Frank Strazza, renowned Texas woodworker and instructor at Heritage School of Woodworking, near Waco, came to the June meeting of the Woodworkers Club of Houston to give a two-hour demonstration: Using hand tools to make dovetail joints, decorative inlay, and other items.

Frank has won multiple awards, including, Best of Show, People’s Choice, First and Second Place, Best Traditional Furniture and much more for many of his pieces, including several awards both at the Texas Furniture Makers Show and at the International Design in Wood Exhibition in California. His most recent win was at the 2012 Texas Furniture Makers Show where he won both Best of Show and People’s Choice for his “Roses Table”. He has also participated in building furniture for the permanent collection at the White House in Washington D.C..

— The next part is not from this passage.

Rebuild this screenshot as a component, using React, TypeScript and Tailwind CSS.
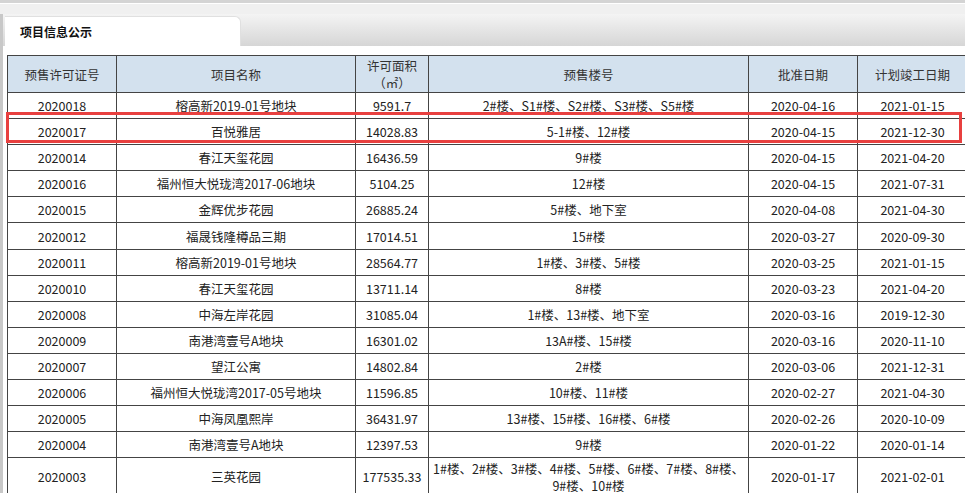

Frank started his presentation with a slide show of some of his projects and some that can be seen in the White House gifts from the outgoing president, George Bush, to the current President, Barack Obama.  He talked about what he called the "balance" between hand tools and power tools, his preference for hide glue but stressing the criticality of having sharp tools.  If you take his complete course many hours will be spent on learning how to sharpen tools.  Frank even uses a chisel to put a very sharp point on his pencil to get crisp clean lines.

Frank prefers a tool well in his work bench for convenience as well as for "catching" tools he might accidentaly shove off the bench.

Some of Frank's work involves bending wood which he says requires wood to be green or air dried.  Kiln drying hard sets the lignun making bending very difficult.


iThis series of photos shows Frank demonstrating how to make dovetail joints while providing members with numerous tips. Frank recommended a loose grip on your coping saw to allow better control of where the blade goes. To clean up the pins Frank demo'ed how he holds a chisel - not at the top but with a finger all the way to the base to more precisely more control the chisel. One word of advice - don't put a finger UNDER the chisel.  To start a cut with a back saw, Frank will turn his saw around and pull it towards him like you would using a Japanese saw, then turn it back around and push in the customary fashion.

eIn these series of photos Frank demonstrates how to make a star and I don't meet the Hollywood type.  A shooting board and a small plane is used to fine tune the pieces that will make up the star. A little dab will do you when it comes to the glue to put everything into place.  Frank makes it look so simple.
 
Here Frank handily chisels out some stock to make room for an inlay.
 

These photos are examples of Frank Strazza's handicraft. The eagle and the desk reside in the White House.